Carson, Christie and Rubio were not the only candidates unfairly treated, but their exchanges were the most memorable. Trump and Cruz also experienced bias, but these two didn’t have to say much to get their points across.

When called upon, Cruz skewered the moderators and the media bias, saying the questions show why Americans don’t trust the media.

He said the debate shouldn’t be a cage match. Instead, it was a debacle. It was a hell of CNBC’s own doing. The moderators either didn’t think they would scrutinized by the candidates as well as the public, or they simply didn’t care.
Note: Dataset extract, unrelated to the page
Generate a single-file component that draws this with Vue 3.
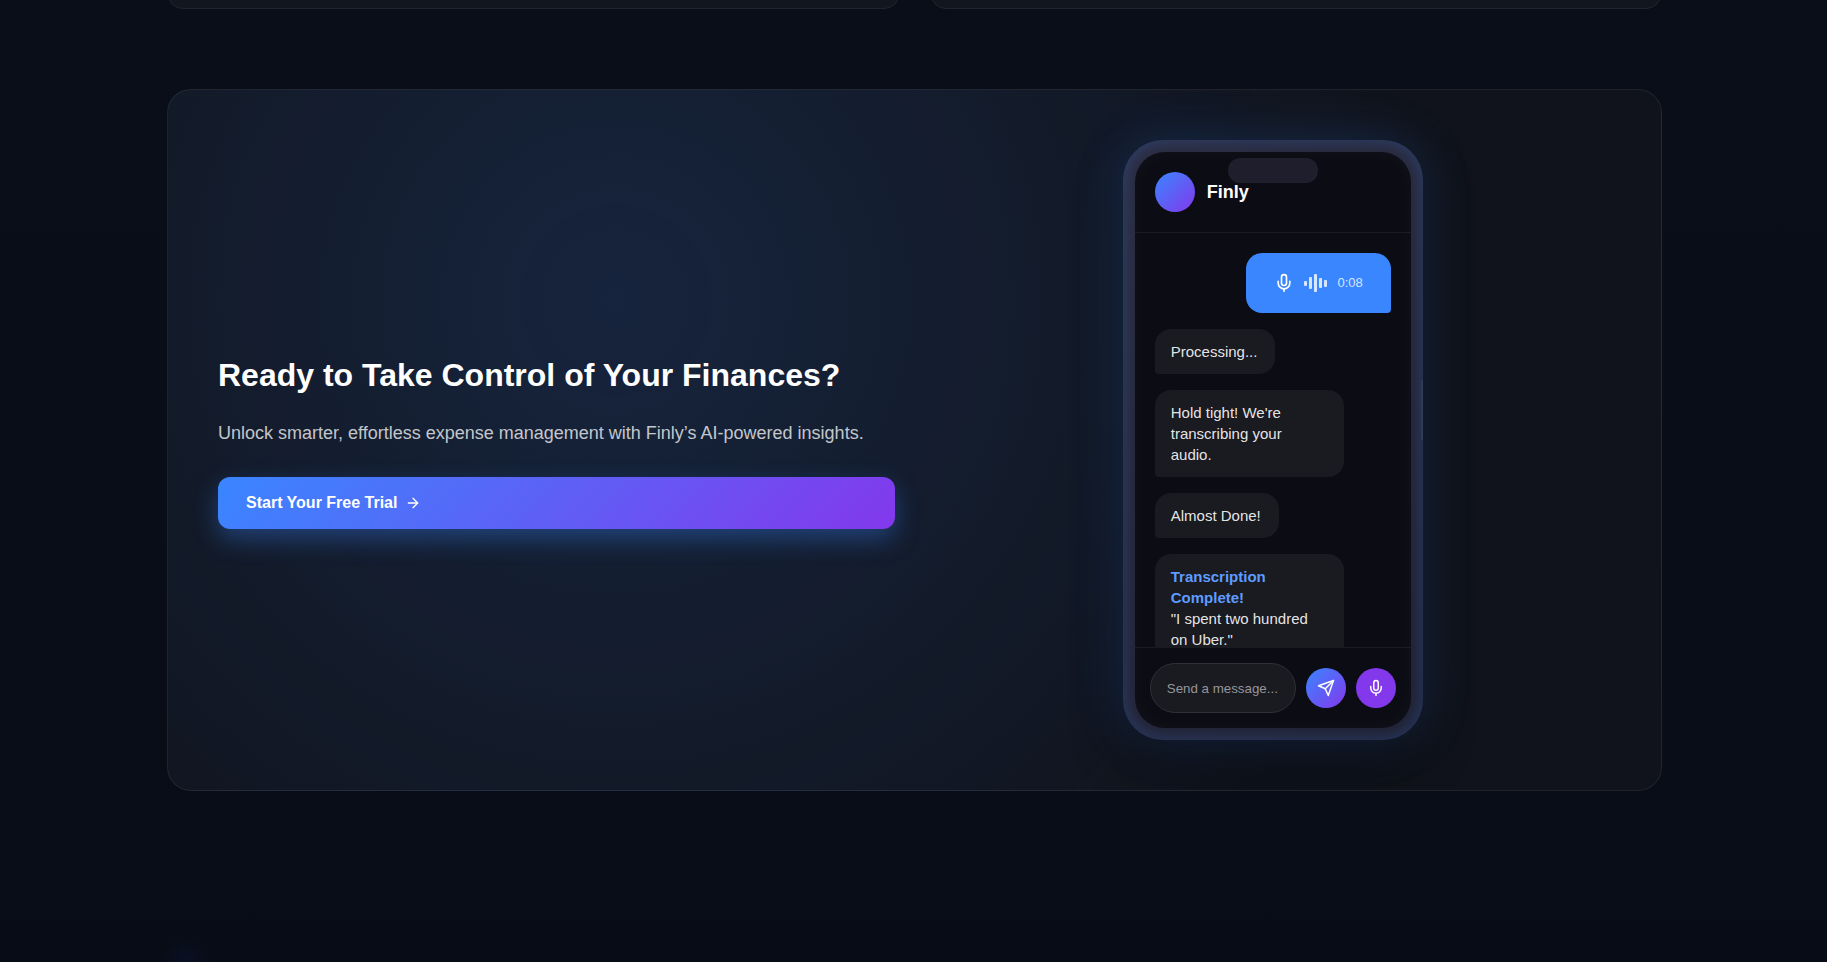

No one from CNBC has apologized for the disaster. In fact, the moderators claimed they were “shell-shocked” by the behavior of the GOP candidates. They also seem to be beyond mad at the RNC for suspending their relationship with the network for future debates.

The moderators failed everyone because they were supposed to be tough and keep things on track. They did not and were subsequently eaten alive. They tried to create tension amongst the candidates by trying to pit one against the other. The candidates saw through that and did not play along.

Overall, the debate said a lot about CNBC and media. By failing to simply be fair and straightforward in their exchanges, I saw that the debate become a blame game, a continuous circle of acknowledgement and denial amongst everyone.

Last week’s exchange seemed to confirm stereotypes that the GOP is unfairly treated by the left. If the media is not aligned with helping either Clinton or Sanders appear more appealing to the public, then why did the moderators engage in this giant unwanted game of political mudsling?

The fact that all of this comes from one debate is amazing to me.

If ratings and being a hot topic of conversation were the goals, then they were solidified – at the expensive of CNBC’s integrity.